Manchester-area people who were used to driving up to the Starbucks at 185 Spencer for their morning caffeine have been out of luck since the store closed in December.
But they’ll soon find something new at the same location: An AYR Wellness dispensary.
The Florida-based cannabis company last week received town permission to convert the former Starbucks building into a dispensary for medical and recreational marijuana.
It wants to remodel the building, add a vault and a restricted-access processing area as well as a security vestibule for customer check-in before they reach the retail area.
“The proposed facility would be open seven days a week, with about eight to 10 employees on site per day,” the company told the Planning and Zoning Commission in its application for a permit.
In some cases, customers could use the drive-through, but it won’t be anything like the driver reading an order into a speaker after reading an oversized menu along the driveway.
“The existing drive-through window is proposed to be used for pre-arranged pickup of customer orders by scheduled appointment only,” AYR said.

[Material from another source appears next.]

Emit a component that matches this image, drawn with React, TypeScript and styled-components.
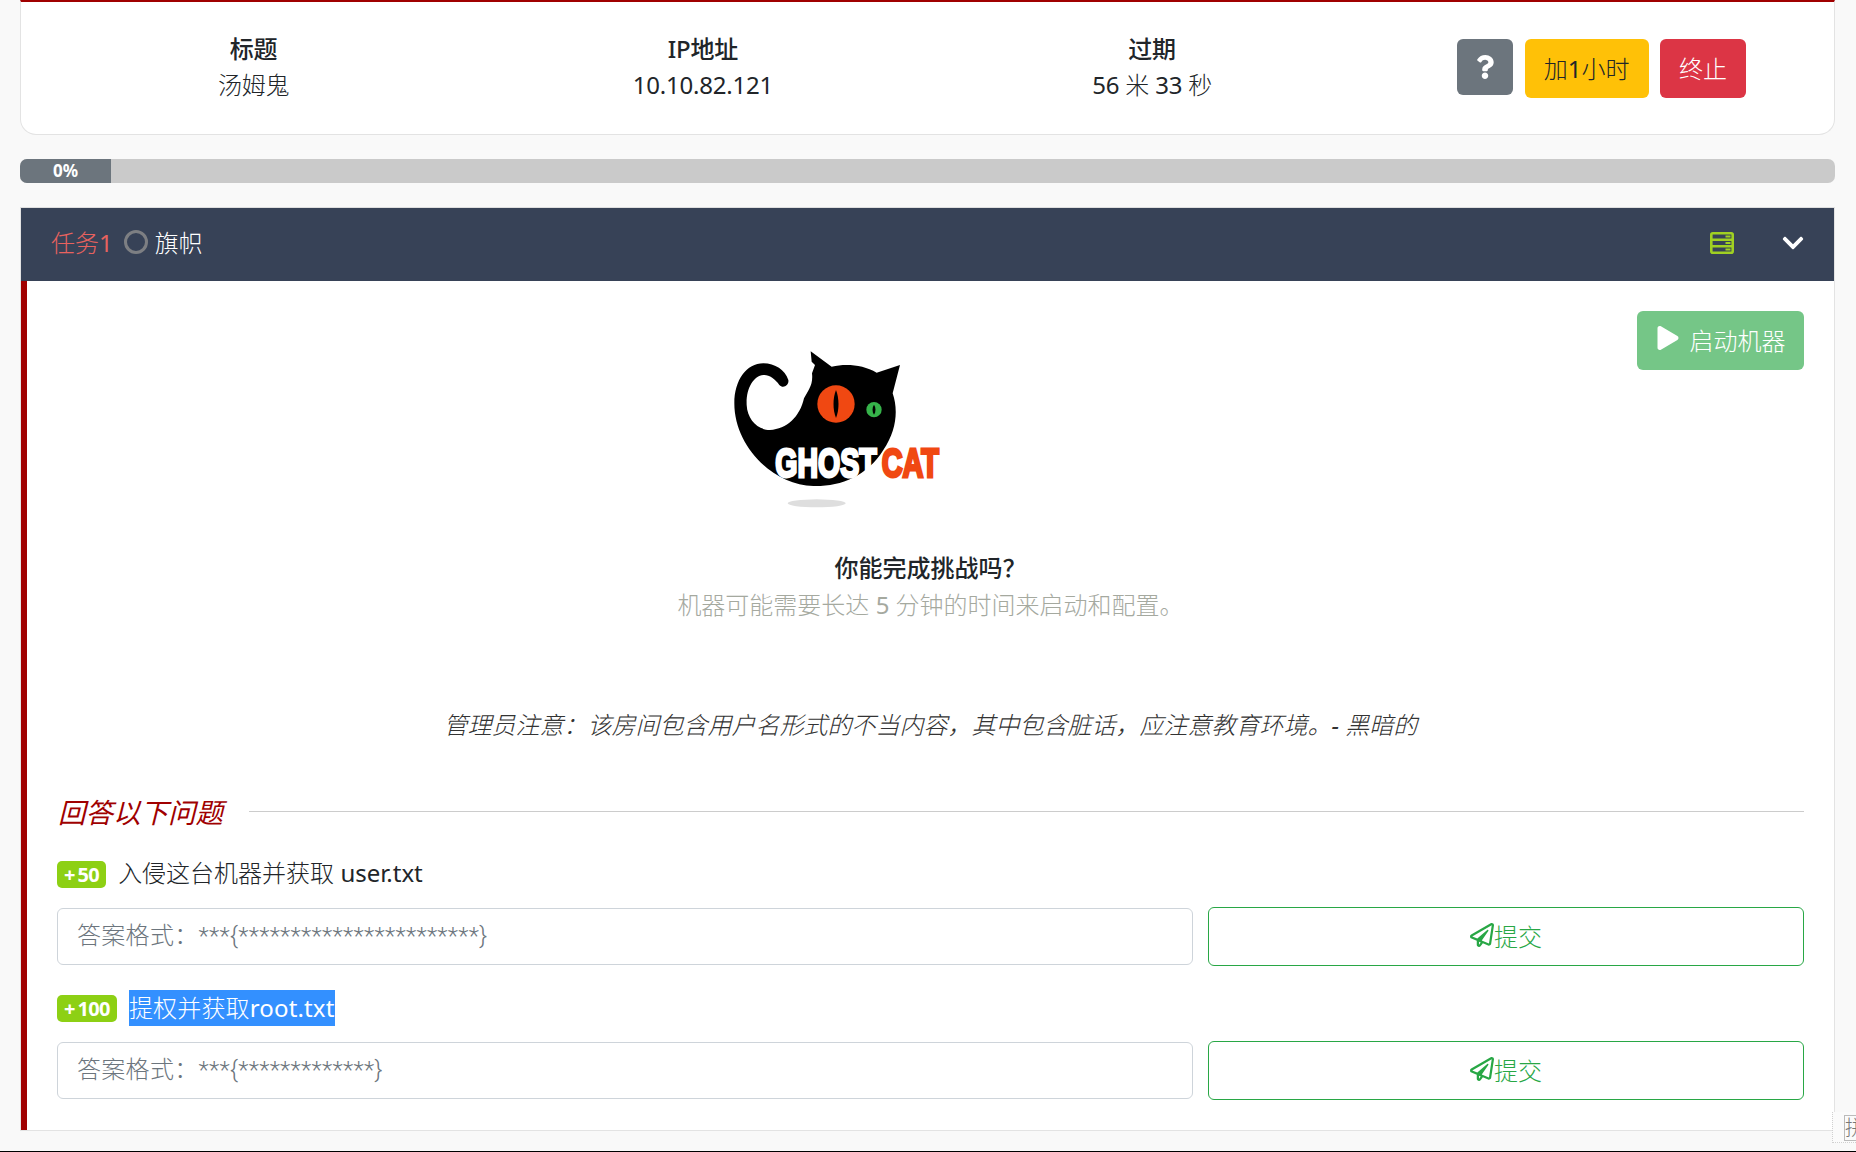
import styled, { createGlobalStyle } from "styled-components";
import { FaChevronDown, FaPlay, FaQuestion, FaRegPaperPlane } from "react-icons/fa";

const GlobalStyle = createGlobalStyle`
  * { box-sizing: border-box; }
  html, body { margin: 0; padding: 0; background: #f9f9f9; }
  body {
    font-family: "Noto Sans", "Noto Sans CJK SC", sans-serif;
    font-size: 24px;
    font-weight: 300;
    color: #212529;
  }
  input::placeholder { color: #6c757d; opacity: 1; }
`;

const Page = styled.div`
  height: 1152px;
  padding: 0 21px 0 20px;
  border-bottom: 1px solid #000;
  position: relative;
  overflow: hidden;
`;

// latin text and digits sit at regular weight next to the light CJK
const Latin = styled.span`
  font-weight: 400;
`;

const InfoCard = styled.section`
  height: 135px;
  padding: 0 8px;
  display: grid;
  grid-template-columns: repeat(4, 1fr);
  align-items: center;
  background: #fff;
  border: 1px solid #e3e3e3;
  border-top: 2px solid #a00000;
  border-radius: 0 0 16px 16px;
`;

const InfoCol = styled.div`
  text-align: center;
  line-height: 36px;
  margin-top: -2px;
  letter-spacing: -0.2px;
`;

const InfoTitle = styled.div`
  font-weight: 500;
`;

const ButtonGroup = styled.div`
  display: flex;
  justify-content: center;
  align-items: center;
  gap: 11px;
`;

const ActionButton = styled.button<{ $bg: string; $fg: string }>`
  height: 59px;
  padding: 0 19.25px 2px;
  border: 0;
  border-radius: 6px;
  background: ${(p) => p.$bg};
  color: ${(p) => p.$fg};
  font: inherit;
`;

const HelpButton = styled.button`
  width: 56px;
  height: 56px;
  margin: -2px 1px 0 0;
  display: flex;
  align-items: center;
  justify-content: center;
  border: 0;
  border-radius: 6px;
  background: #6c757d;
  color: #fff;
`;

const Progress = styled.div`
  height: 24px;
  margin-top: 24px;
  background: #cacaca;
  border-radius: 7px;
  overflow: hidden;
`;

const ProgressFill = styled.div`
  height: 100%;
  background: #6c757d;
  color: #fff;
  font-size: 17px;
  font-weight: 700;
  line-height: 24px;
  text-align: center;
`;

const Task = styled.section`
  margin-top: 24px;
  background: #fff;
  border: 1px solid #e3e3e3;
  border-top-color: #dfdfdf;
`;

const TaskHeader = styled.header`
  height: 73px;
  padding: 0 29px 6px 30px;
  display: flex;
  align-items: center;
  background: #374257;
  color: #fff;
`;

const TaskNumber = styled.span`
  color: #e8625f;
`;

const StatusRing = styled.span`
  width: 24px;
  height: 24px;
  margin: 0 7px 0 11px;
  border: 3px solid #7d7f83;
  border-radius: 50%;
`;

const HeaderIcons = styled.div`
  margin: 2px 0 0 auto;
  display: flex;
  align-items: center;
  gap: 47px;
`;

const TaskBody = styled.div`
  padding: 30px;
  border-left: 6px solid #a00000;
`;

const StartRow = styled.div`
  display: flex;
  justify-content: flex-end;
`;

const StartButton = styled.button`
  width: 167px;
  height: 59px;
  padding: 0 0 2px;
  display: flex;
  align-items: center;
  justify-content: center;
  gap: 10px;
  border: 0;
  border-radius: 6px;
  background: #75c687;
  color: #fff;
  font: inherit;

  svg { margin-top: -4px; }
`;

const LogoBox = styled.div`
  display: flex;
  justify-content: center;
  margin-top: -40px;
`;

const ChallengeTitle = styled.div`
  margin-top: 30px;
  text-align: center;
  line-height: 36px;
  font-weight: 500;
`;

const ChallengeSub = styled.div`
  margin-top: 1px;
  text-align: center;
  line-height: 36px;
  color: #a5a99f;
`;

const Note = styled.div`
  margin-top: 84px;
  text-align: center;
  font-style: italic;
  line-height: 36px;
  color: #333;
`;

const SectionHead = styled.div`
  margin-top: 48px;
  height: 40px;
  padding-left: 1px;
  display: flex;
  align-items: center;
  gap: 26px;
`;

const SectionTitle = styled.h4`
  margin: 0;
  font-size: 27.5px;
  font-weight: 400;
  font-style: italic;
  color: #a00000;
  white-space: nowrap;
`;

const SectionRule = styled.div`
  flex: 1;
  height: 1px;
  background: #cccccc;
`;

const Question = styled.div`
  margin-top: 25px;

  & + & { margin-top: 24px; }
`;

const QuestionRow = styled.div`
  height: 36px;
  display: flex;
  align-items: center;
  gap: 12px;
`;

const QuestionText = styled.span`
  margin-top: -5px;
`;

const Points = styled.span`
  height: 27px;
  padding: 0 7px;
  display: inline-flex;
  align-items: center;
  border-radius: 5px;
  background: #8dd014;
  color: #fff;
  font-size: 20px;
  font-weight: 700;
  letter-spacing: -0.6px;
  word-spacing: -2px;
`;

const Selected = styled.span`
  line-height: 36px;
  background: #3390ff;
  color: #fff;
  letter-spacing: 0.15px;
`;

const AnswerRow = styled.form`
  margin-top: 15px;
  display: grid;
  grid-template-columns: 1135.5px 1fr;
  gap: 15.5px;
  align-items: center;
`;

const AnswerInput = styled.input`
  width: 100%;
  height: 57px;
  padding: 0 19px 2px;
  border: 1px solid #ced4da;
  border-radius: 6px;
  background: #fff;
  font: inherit;
  font-family: Roboto, "Noto Sans CJK SC", sans-serif;
  letter-spacing: 0.3px;
  outline: none;
`;

const SubmitButton = styled.button`
  height: 59px;
  padding: 0 0 3px;
  display: flex;
  align-items: center;
  justify-content: center;
  border: 1px solid #28a745;
  border-radius: 6px;
  background: #fff;
  color: #28a745;
  font: inherit;
`;

const ImeBox = styled.div`
  position: absolute;
  right: 0;
  bottom: 8px;
  width: 24px;
  height: 31px;
  padding: 3px 0 0 11px;
  border-left: 1px dotted #d0d0d0;
  border-bottom: 1px dotted #d0d0d0;
  background: #fbfbfb;
`;

const ImeGlyph = styled.div`
  width: 13px;
  height: 26px;
  overflow: hidden;
  border: 1px solid #bbb;
  border-right: 0;
  color: #777;
  font-size: 20px;
  line-height: 24px;
`;

function GhostCatLogo() {
  return (
    <svg width="460" height="190" viewBox="3 0 1380 570" aria-label="Ghostcat">
      <path
        fill="#000"
        d="M332 64 L395 110 C440 100 490 105 530 128 L600 105 L578 190 C595 240 590 300 550 360 C500 440 420 470 340 468 C220 465 103 350 103 220 C103 150 140 100 190 100 C225 100 255 120 265 150 C268 165 250 178 238 165 C225 145 205 133 190 135 C160 138 138 175 140 225 C142 270 175 300 210 300 C260 298 300 260 312 205 C325 180 340 165 336 130 L345 105 L335 95 Z"
      />
      <circle cx="408" cy="222" r="56" fill="#f04812" />
      <path fill="#000" d="M408 180 C418 205 418 240 408 264 C398 240 398 205 408 180 Z" />
      <circle cx="522" cy="239" r="23" fill="#36b34a" />
      <path fill="#000" d="M522 224 C528 232 528 246 522 254 C516 246 516 232 522 224 Z" />
      <text
        x="226"
        y="441"
        fill="#fff"
        stroke="#fff"
        strokeWidth="9"
        fontFamily="Liberation Sans"
        fontWeight="700"
        fontSize="124"
        textLength="304"
        lengthAdjust="spacingAndGlyphs"
      >
        GHOST
      </text>
      <text
        x="545"
        y="441"
        fill="#f04812"
        stroke="#f04812"
        strokeWidth="9"
        fontFamily="Liberation Sans"
        fontWeight="700"
        fontSize="124"
        textLength="172"
        lengthAdjust="spacingAndGlyphs"
      >
        CAT
      </text>
      <ellipse cx="350" cy="520" rx="87" ry="12" fill="#dedede" />
    </svg>
  );
}

function ServerIcon() {
  return (
    <svg width="24" height="22" viewBox="0 0 24 22" fill="none">
      <rect x="1.3" y="1.3" width="21.4" height="19.4" rx="1.5" stroke="#a0d022" strokeWidth="2.6" />
      <path d="M1 7.8H23M1 14.2H23" stroke="#a0d022" strokeWidth="2.4" />
      <path d="M15.5 3.6h5v2h-5zM15.5 10h5v2h-5zM15.5 16.4h5v2h-5z" fill="#a0d022" />
    </svg>
  );
}

function Answer({ placeholder }: { placeholder: string }) {
  return (
    <AnswerRow>
      <AnswerInput placeholder={placeholder} />
      <SubmitButton type="button">
        <FaRegPaperPlane size={24} />
        提交
      </SubmitButton>
    </AnswerRow>
  );
}

export default function App() {
  return (
    <Page>
      <GlobalStyle />
      <InfoCard>
        <InfoCol>
          <InfoTitle>标题</InfoTitle>
          <div>汤姆鬼</div>
        </InfoCol>
        <InfoCol>
          <InfoTitle>IP地址</InfoTitle>
          <div><Latin>10.10.82.121</Latin></div>
        </InfoCol>
        <InfoCol>
          <InfoTitle>过期</InfoTitle>
          <div><Latin>56</Latin> 米 <Latin>33</Latin> 秒</div>
        </InfoCol>
        <ButtonGroup>
          <HelpButton>
            <FaQuestion size={24} />
          </HelpButton>
          <ActionButton $bg="#ffc107" $fg="#212529">加<Latin>1</Latin>小时</ActionButton>
          <ActionButton $bg="#dc3545" $fg="#fff">终止</ActionButton>
        </ButtonGroup>
      </InfoCard>

      <Progress>
        <ProgressFill style={{ width: 91 }}>0%</ProgressFill>
      </Progress>

      <Task>
        <TaskHeader>
          <TaskNumber>任务<Latin>1</Latin></TaskNumber>
          <StatusRing />
          旗帜
          <HeaderIcons>
            <ServerIcon />
            <FaChevronDown size={24} />
          </HeaderIcons>
        </TaskHeader>
        <TaskBody>
          <StartRow>
            <StartButton>
              <FaPlay size={24} />
              启动机器
            </StartButton>
          </StartRow>
          <LogoBox>
            <GhostCatLogo />
          </LogoBox>
          <ChallengeTitle>你能完成挑战吗？</ChallengeTitle>
          <ChallengeSub>机器可能需要长达 <Latin>5</Latin> 分钟的时间来启动和配置。</ChallengeSub>
          <Note>管理员注意：该房间包含用户名形式的不当内容，其中包含脏话，应注意教育环境。<Latin>-</Latin> 黑暗的</Note>
          <SectionHead>
            <SectionTitle>回答以下问题</SectionTitle>
            <SectionRule />
          </SectionHead>
          <Question>
            <QuestionRow>
              <Points>+ 50</Points>
              <QuestionText>入侵这台机器并获取 <Latin>user.txt</Latin></QuestionText>
            </QuestionRow>
            <Answer placeholder="答案格式：***{***********************}" />
          </Question>
          <Question>
            <QuestionRow>
              <Points>+ 100</Points>
              <Selected>提权并获取<Latin>root.txt</Latin></Selected>
            </QuestionRow>
            <Answer placeholder="答案格式：***{*************}" />
          </Question>
        </TaskBody>
      </Task>
      <ImeBox>
        <ImeGlyph>拼</ImeGlyph>
      </ImeBox>
    </Page>
  );
}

Starbucks had operated at 185 Spencer St. since 2003, but closed the location in early winter. It moved across the road to new building at 212 Spencer St.
AYR told the town that traffic on Spencer could decrease slightly because the dispensary will have fewer customers than Starbucks did. The drive-through, for instance, will be limited to 12 pre-arranged pickups an hour.
It plans security cameras at the dispensary’s drive-through to capture all vehicle license plates as well as images of the drivers.
AYR, which operates more than 80 dispensaries in Florida, Ohio, Pennsylvania, New Jersey and elsewhere, provided the town with an extensive security plan.
It includes motion detectors at exterior doors and windows, and within all rooms that have cannabis. Additionally, the store will have glass break sensors at outside doors and windows with glass, audible alarms at the front and back of the building, and an alarm system that includes a monitor. In case of a malfunction, the system will notify managers within five minutes.
At the old location, Starbucks was wedged between a Dunkin’ outlet and a Popeye’s shop. The new one is on the opposite side of Spencer Street and about half a block west.
This is the company’s third bid to get into the Connecticut market: Last year it was approved for a 64,000-square-foot cultivation center in Bloomfield as well as a dispensary on Stamford’s East Side.
AYR’s new Manchester outlet will be the town’s third hybrid dispensary; Curaleaf and Fine Fettle also offer both recreational and medical marijuana sales.
While its menus vary from state to state, some of AYR’s other dispensaries around the country offer cannabis in edibles, vape cartridges, “pre-rolls,” concentrates, topicals and more.